Dr. King's excessive labors finally resulted in a general breaking down of his health, and necessitated the abandonment of his professional duties for nine months, during which he made a tour around the world in company with two of his intimate friends. Upon his return, his desire to increase the facilities of the hospital which he had founded led him to take up the work immediately, and its successful accomplishment appeared to have become the absorbing passion of his life. He was chairman of the committee which had in charge the erection of its new building, and not only threw himself into the work with characteristic energy, but even contributed of his private means to the extent of $14,000. The commodious new building was opened to the public January 1, 1897, after which Dr. King was prevailed upon to take a Colorado trip for the benefit of his nervous troubles. Returning, somewhat benefited, he was seized with paralysis, while performing a surgical operation, and afterward removed to the Battle Creek (Mich.) Sanitarium where, as stated, he died November 14, 1897.

Dr. King was a charter member of the Morgan County Medical Society, organized in 1866, in which he served as Treasurer from 1871 to 1881, with the exception of the year 1873, when he was its President. He was also Surgeon for over twenty years of the Chicago & Alton system, acting in the same capacity, at various times, for the Chicago, Peoria & St. Louis, the Jacksonville, Louisville & St. Louis and the Wabash Railroad Companies, and was Local Examiner for about twenty life insurance companies. In politics he was a stanch Republican, and especially during the years of presidential elections took an active interest in the promotion of his party's interests. He was the author of innumerable charities; but none ever knew of them from his own lips, as he despised notoriety and self-aggrandizement.

Dr. King was united in marriage May 25, 1875, with Louise Allen, daughter of John and Emily (Chandler) Allen. Her father, a graduate from the medical department of Dartmouth University, and for many years a physician and surgeon of Petersburg, Ill., was born in Chelsea, Vt., March 30, 1801; removed to Illinois in the early days, and died at Petersburg in April 1863. He was a son of Sluman Allen, who was born October 24, 1760, served in the Fourth Connecticut Regiment during the Revolutionary War and died in 1834. Isaac Allen, the father of Sluman, was also a soldier of the Patriot army.

The children of Dr. King and his wife are: Allen M. King, M. D., a practicing physician and surgeon, of Jacksonville; Abigail and Harrison-all of whom reside at home.
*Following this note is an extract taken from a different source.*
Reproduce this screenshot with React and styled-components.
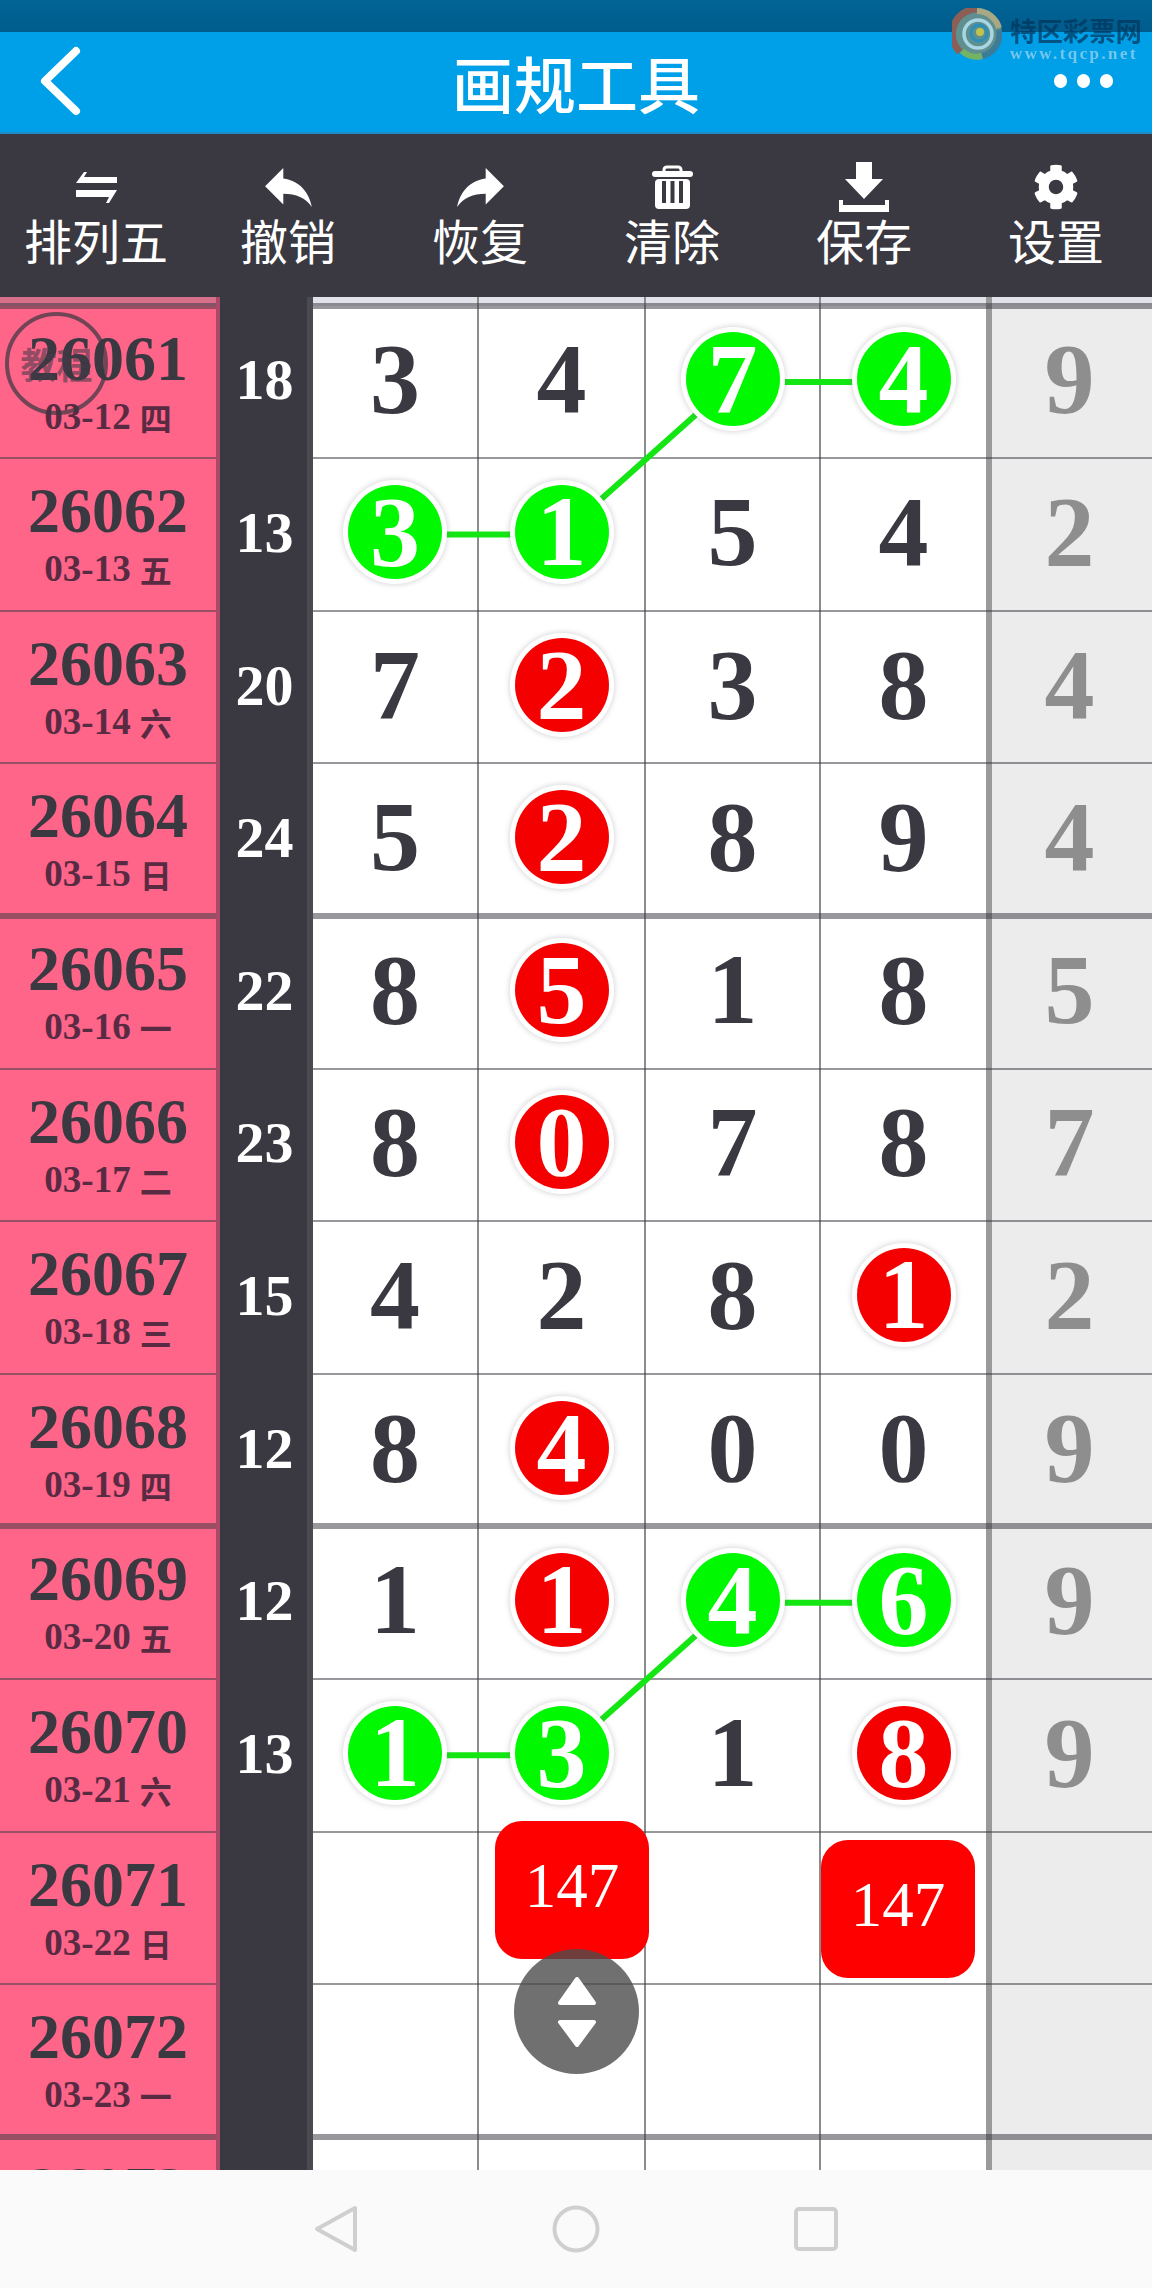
import React from 'react';
import styled, { createGlobalStyle, css } from 'styled-components';
import { FaCog } from 'react-icons/fa';

const DARK = '#3a3941';
const ROW_H = 152.6;
const STRIP_H = 8.6;
const COL_X = [395, 561.5, 732.5, 903.5];

const GlobalStyle = createGlobalStyle`
  html, body {
    margin: 0;
    padding: 0;
    background: #fff;
  }
  body {
    width: 1152px;
    height: 2288px;
    overflow: hidden;
    font-family: "Liberation Serif", "Noto Sans CJK SC", serif;
  }
`;

const Page = styled.div`
  position: relative;
  width: 1152px;
  height: 2288px;
  overflow: hidden;
  display: flex;
  flex-direction: column;
`;

const StatusBar = styled.div`
  height: 32px;
  flex: none;
  background: linear-gradient(#006596, #005c8c);
`;

const Header = styled.div`
  height: 102px;
  flex: none;
  box-sizing: border-box;
  border-bottom: 2px solid #1d8cc7;
  background: #00a0e9;
  display: flex;
  align-items: center;
`;

const HeaderSide = styled.div`
  width: 160px;
  height: 100%;
  display: flex;
  align-items: center;
  justify-content: ${(p) => (p.$end ? 'flex-end' : 'flex-start')};
  padding: ${(p) => (p.$end ? '0 39px 2px 0' : '0 0 2px 38px')};
  box-sizing: border-box;
`;

const Title = styled.div`
  flex: 1;
  text-align: center;
  color: #fff;
  font: 500 62px/1 "Noto Sans CJK SC", sans-serif;
`;

const Dots = styled.div`
  display: flex;
  gap: 9.5px;
`;

const Dot = styled.span`
  width: 13.5px;
  height: 13.5px;
  border-radius: 50%;
  background: #fff;
`;

const Watermark = styled.div`
  position: absolute;
  left: 952px;
  top: 8px;
  width: 200px;
  height: 54px;
  display: flex;
  filter: blur(0.6px);
`;

const WatermarkText = styled.div`
  margin-left: 8px;
  padding-top: 8px;
`;

const WatermarkName = styled.div`
  color: rgba(0, 52, 92, 0.72);
  font: 700 26.4px/28px "Noto Sans CJK SC", sans-serif;
  white-space: nowrap;
`;

const WatermarkUrl = styled.div`
  margin-top: 2px;
  color: #74c6ec;
  font: 700 17px/16px "Liberation Serif", serif;
  letter-spacing: 2.4px;
  white-space: nowrap;
`;

const Toolbar = styled.div`
  height: 163px;
  flex: none;
  background: ${DARK};
  display: grid;
  grid-template-columns: repeat(6, 192px);
  padding-top: 28px;
  box-sizing: border-box;
`;

const ToolItem = styled.div`
  display: flex;
  flex-direction: column;
  align-items: center;
  color: #fff;
`;

const ToolIcon = styled.div`
  height: 50px;
  display: flex;
  align-items: center;
  justify-content: center;
`;

const ToolLabel = styled.div`
  margin-top: 4px;
  font: 400 48px/46px "Noto Sans CJK SC", sans-serif;
  white-space: nowrap;
`;

const Board = styled.div`
  position: relative;
  flex: none;
  height: 1873px;
  overflow: hidden;
`;

const Row = styled.div`
  display: flex;
  height: ${(p) => p.$h}px;
`;

const rowLine = css`
  &::after {
    content: '';
    position: absolute;
    left: 0;
    right: 0;
    z-index: 1;
    background: rgba(58, 57, 65, 0.52);
    bottom: ${(p) => (p.$heavy ? '-3px' : '-1px')};
    height: ${(p) => (p.$heavy ? '6px' : '2px')};
  }
`;

const Info = styled.div`
  position: relative;
  width: 220px;
  flex: none;
  box-sizing: border-box;
  border-right: 4px solid #a84a68;
  background: ${(p) => (p.$strip ? '#d8708c' : '#ff6489')};
  display: flex;
  flex-direction: column;
  align-items: center;
  padding-top: ${(p) => (p.$strip ? 0 : '22px')};
  ${rowLine}
`;

const Issue = styled.div`
  color: ${DARK};
  font: 700 64px/62px "Liberation Serif", serif;
`;

const DateLine = styled.div`
  margin-top: 7px;
  color: #582b43;
  font: 700 37px/40px "Liberation Serif", "Noto Sans CJK SC", serif;
  display: flex;
  align-items: center;
  gap: 9px;
`;

const Weekday = styled.span`
  font: 700 32px/40px "Noto Sans CJK SC", sans-serif;
`;

const Stamp = styled.div`
  position: absolute;
  left: 5px;
  top: 6px;
  width: 103px;
  height: 103px;
  box-sizing: border-box;
  border: 4px solid rgba(58, 57, 65, 0.72);
  border-radius: 50%;
  z-index: 2;
  display: flex;
  align-items: center;
  justify-content: center;
  color: rgba(70, 60, 75, 0.6);
  font: 700 36px/1 "Noto Sans CJK SC", sans-serif;
  white-space: nowrap;
`;

const Sum = styled.div`
  width: 87px;
  flex: none;
  background: ${DARK};
  color: #fff;
  font: 700 58px/1 "Liberation Serif", serif;
  display: flex;
  align-items: center;
  justify-content: center;
  padding: 0 0 3px 2px;
  box-sizing: border-box;
`;

const Cells = styled.div`
  position: relative;
  flex: 1;
  box-sizing: border-box;
  border-left: 6px solid;
  border-image: linear-gradient(90deg, #4a4a50, #5c5c61 60%, #a8a8a8) 1;
  background: ${(p) => (p.$strip ? '#e2e2ea' : '#fff')};
  display: grid;
  grid-template-columns: 166px 167px 175px 171px 1fr;
  ${rowLine}
`;

const Cell = styled.div`
  box-sizing: border-box;
  display: flex;
  align-items: center;
  justify-content: center;
  padding-bottom: 5px;
  color: ${DARK};
  font: 700 100px/1 "Liberation Serif", serif;
  border-right: 2px solid #8c8c8c;

  &:nth-child(4) {
    border-right: 6px solid #9a9a9a;
  }

  &:nth-child(5) {
    border-right: none;
    padding-right: 5px;
    color: #8e8e8e;
    background: ${(p) => (p.$strip ? 'transparent' : '#ececec')};
  }
`;

const Ball = styled.div`
  position: relative;
  z-index: 3;
  width: 94px;
  height: 94px;
  border-radius: 50%;
  background: ${(p) => (p.$tone === 'g' ? '#00f800' : '#f50000')};
  color: #fff;
  box-shadow: 0 0 0 5px #fff, 0 0 5px 6px rgba(110, 100, 120, 0.26);
  display: flex;
  align-items: center;
  justify-content: center;
`;

const Lines = styled.svg`
  position: absolute;
  left: 0;
  top: 0;
  z-index: 2;
  pointer-events: none;
`;

const Badge = styled.div`
  position: absolute;
  left: ${(p) => p.$x}px;
  top: ${(p) => p.$y}px;
  z-index: 4;
  width: 154px;
  height: 138px;
  padding-bottom: 8px;
  box-sizing: border-box;
  border-radius: 27px;
  background: #fe0000;
  color: #fff;
  font: 400 63px/1 "Liberation Serif", serif;
  display: flex;
  align-items: center;
  justify-content: center;
`;

const Scroller = styled.div`
  position: absolute;
  left: 514px;
  top: 1652px;
  z-index: 5;
  width: 125px;
  height: 125px;
  border-radius: 50%;
  background: rgba(76, 76, 76, 0.8);
  display: flex;
  align-items: center;
  justify-content: center;
`;

const NavBar = styled.div`
  flex: 1;
  background: #fafafa;
  display: flex;
  justify-content: center;
  align-items: center;
`;

const NavSlot = styled.div`
  width: 240px;
  display: flex;
  justify-content: center;
`;

const rows = [
  { id: '26061', date: '03-12', day: '四', sum: 18, cells: ['3', '4', '7g', '4g', '9'], stamp: true },
  { id: '26062', date: '03-13', day: '五', sum: 13, cells: ['3g', '1g', '5', '4', '2'] },
  { id: '26063', date: '03-14', day: '六', sum: 20, cells: ['7', '2r', '3', '8', '4'] },
  { id: '26064', date: '03-15', day: '日', sum: 24, cells: ['5', '2r', '8', '9', '4'], heavy: true },
  { id: '26065', date: '03-16', day: '一', sum: 22, cells: ['8', '5r', '1', '8', '5'] },
  { id: '26066', date: '03-17', day: '二', sum: 23, cells: ['8', '0r', '7', '8', '7'] },
  { id: '26067', date: '03-18', day: '三', sum: 15, cells: ['4', '2', '8', '1r', '2'] },
  { id: '26068', date: '03-19', day: '四', sum: 12, cells: ['8', '4r', '0', '0', '9'], heavy: true },
  { id: '26069', date: '03-20', day: '五', sum: 12, cells: ['1', '1r', '4g', '6g', '9'] },
  { id: '26070', date: '03-21', day: '六', sum: 13, cells: ['1g', '3g', '1', '8r', '9'] },
  { id: '26071', date: '03-22', day: '日', sum: '', cells: ['', '', '', '', ''] },
  { id: '26072', date: '03-23', day: '一', sum: '', cells: ['', '', '', '', ''], heavy: true },
  { id: '26073', sum: '', cells: ['', '', '', '', ''] },
];

// [row, col] pairs joined by a green line
const links = [
  [[0, 2], [0, 3]],
  [[1, 0], [1, 1]],
  [[1, 1], [0, 2]],
  [[8, 2], [8, 3]],
  [[9, 0], [9, 1]],
  [[9, 1], [8, 2]],
];

const rowY = (r) => STRIP_H + ROW_H * r + ROW_H / 2;

const Connectors = () => (
  <Lines width="1152" height="1873">
    {links.map(([a, b]) => (
      <line
        key={`${a}-${b}`}
        x1={COL_X[a[1]]}
        y1={rowY(a[0])}
        x2={COL_X[b[1]]}
        y2={rowY(b[0])}
        stroke="#14e614"
        strokeWidth="6"
      />
    ))}
  </Lines>
);

const SwapIcon = () => (
  <svg width="41" height="31" viewBox="0 0 41 31" fill="#fff">
    <polygon points="0,11 8,0 11,0 8,5 41,5 41,11" />
    <polygon points="0,18 41,18 33,31 30,31 33,25 0,25" />
  </svg>
);

const UndoIcon = () => (
  <svg width="47" height="39" viewBox="3 5 18 15" fill="#fff">
    <path d="M10 9V5l-7 7 7 7v-4.1c5 0 8.5 1.6 11 5.1-1-5-4-10-11-11z" />
  </svg>
);

const RedoIcon = () => (
  <svg width="47" height="39" viewBox="3 5 18 15" fill="#fff">
    <path d="M14 9V5l7 7-7 7v-4.1c-5 0-8.5 1.6-11 5.1 1-5 4-10 11-11z" />
  </svg>
);

const TrashIcon = () => (
  <svg width="41" height="44" viewBox="0 0 41 44" fill="#fff">
    <path d="M12 7V4.5A3 3 0 0 1 15 2h11a3 3 0 0 1 3 2.5V7" fill="none" stroke="#fff" strokeWidth="3" />
    <rect x="0" y="6" width="41" height="6" rx="3" />
    <rect x="3" y="14" width="35" height="30" rx="4" />
    <rect x="10" y="16" width="4" height="22" fill={DARK} />
    <rect x="18.5" y="16" width="4" height="22" fill={DARK} />
    <rect x="27" y="16" width="4" height="22" fill={DARK} />
  </svg>
);

const SaveIcon = () => (
  <svg width="50" height="50" viewBox="0 0 50 50" fill="#fff">
    <polygon points="17,0 33,0 33,17 44,17 25,37 6,17 17,17" />
    <polygon points="0,38 4,38 4,43 46,43 46,38 50,38 50,50 0,50" />
  </svg>
);

const Swirl = () => (
  <svg width="50" height="52" viewBox="0 0 50 52" fill="none">
    <circle cx="25" cy="26" r="25" fill="#5f8f8f" />
    <path d="M25 1A25 25 0 0 0 8 44" stroke="#8b5f55" strokeWidth="7" />
    <path d="M25 3A23 23 0 0 1 47 20" stroke="#a8a884" strokeWidth="6" />
    <path d="M47 22A22 22 0 0 1 30 48" stroke="#3d7c98" strokeWidth="6" />
    <path d="M30 48A22 22 0 0 1 10 43" stroke="#72b365" strokeWidth="6" />
    <circle cx="26" cy="26" r="14" stroke="#a9d6e4" strokeWidth="3.5" />
    <circle cx="27" cy="25" r="8" stroke="#2c8fb8" strokeWidth="3" />
    <circle cx="28" cy="24" r="4" fill="#c2c24e" />
  </svg>
);

const UpDown = () => (
  <svg width="40" height="72" viewBox="0 0 40 72" fill="#fff" stroke="#fff" strokeWidth="4" strokeLinejoin="round">
    <polygon points="20,3 37,27 3,27" />
    <polygon points="3,46 37,46 20,69" />
  </svg>
);

const tools = [
  { label: '排列五', icon: <SwapIcon /> },
  { label: '撤销', icon: <UndoIcon /> },
  { label: '恢复', icon: <RedoIcon /> },
  { label: '清除', icon: <TrashIcon /> },
  { label: '保存', icon: <SaveIcon /> },
  { label: '设置', icon: <FaCog size={46} /> },
];

const App = () => (
  <Page>
    <GlobalStyle />
    <StatusBar />
    <Header>
      <HeaderSide>
        <svg width="44" height="70" viewBox="0 0 44 70" fill="none" stroke="#fff" strokeWidth="8" strokeLinecap="round" strokeLinejoin="round">
          <polyline points="38,5 7,35 38,65" />
        </svg>
      </HeaderSide>
      <Title>画规工具</Title>
      <HeaderSide $end>
        <Dots>
          <Dot />
          <Dot />
          <Dot />
        </Dots>
      </HeaderSide>
    </Header>
    <Watermark>
      <Swirl />
      <WatermarkText>
        <WatermarkName>特区彩票网</WatermarkName>
        <WatermarkUrl>www.tqcp.net</WatermarkUrl>
      </WatermarkText>
    </Watermark>
    <Toolbar>
      {tools.map((tool) => (
        <ToolItem key={tool.label}>
          <ToolIcon>{tool.icon}</ToolIcon>
          <ToolLabel>{tool.label}</ToolLabel>
        </ToolItem>
      ))}
    </Toolbar>
    <Board>
      <Row $h={STRIP_H}>
        <Info $strip $heavy />
        <Sum />
        <Cells $strip $heavy>
          {[0, 1, 2, 3, 4].map((i) => (
            <Cell key={i} $strip />
          ))}
        </Cells>
      </Row>
      {rows.map((row) => (
        <Row key={row.id} $h={ROW_H}>
          <Info $heavy={row.heavy}>
            {row.stamp && <Stamp>教程</Stamp>}
            <Issue>{row.id}</Issue>
            {row.date && (
              <DateLine>
                {row.date}
                <Weekday>{row.day}</Weekday>
              </DateLine>
            )}
          </Info>
          <Sum>{row.sum}</Sum>
          <Cells $heavy={row.heavy}>
            {row.cells.map((value, i) => (
              <Cell key={i}>
                {value[1] ? <Ball $tone={value[1]}>{value[0]}</Ball> : value}
              </Cell>
            ))}
          </Cells>
        </Row>
      ))}
      <Connectors />
      <Badge $x={495} $y={1524}>147</Badge>
      <Badge $x={821} $y={1543}>147</Badge>
      <Scroller>
        <UpDown />
      </Scroller>
    </Board>
    <NavBar>
      <NavSlot>
        <svg width="44" height="48" viewBox="0 0 44 48" fill="none" stroke="#cfcfcf" strokeWidth="4" strokeLinejoin="round">
          <polygon points="3,24 41,3 41,45" />
        </svg>
      </NavSlot>
      <NavSlot>
        <svg width="48" height="48" viewBox="0 0 48 48" fill="none" stroke="#cfcfcf" strokeWidth="4">
          <circle cx="24" cy="24" r="21.5" />
        </svg>
      </NavSlot>
      <NavSlot>
        <svg width="44" height="44" viewBox="0 0 44 44" fill="none" stroke="#cfcfcf" strokeWidth="4">
          <rect x="2" y="2" width="40" height="40" rx="3" />
        </svg>
      </NavSlot>
    </NavBar>
  </Page>
);

export default App;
The most faithful labors of Dr. King's life, and those which leave behind him the fragrance of a blessed memory, were devoted to the foundation and building of an institution of the highest utility for his fellow-men. Aside from the beneficences incidental to the work he performed in connection with Passavant Memorial Hospital, his private charities were incessant and manifold. Underneath his bluff and independent exterior there reposed a heart so kind, so gracious, so thoroughly attuned to the spirit of the Golden Rule, that he could not resist the impulse to perform a kindly act for one in distress whenever the occasion arose. Few men are so absolutely free from cant, hypocrisy and selfishness. Hundreds of the poor and needy of Jacksonville will revere his memory while they live, for it was to such as they that he proved the greatest friend in need. He was the good Samaritan who poured oil upon the wounds of the stricken traveler, not pausing to criticise or to inquire through whose fault he had fallen by the wayside. He entered into the lives of those in distress with the sympathy and personal help which the claims of common humanity exact from kind and generous souls.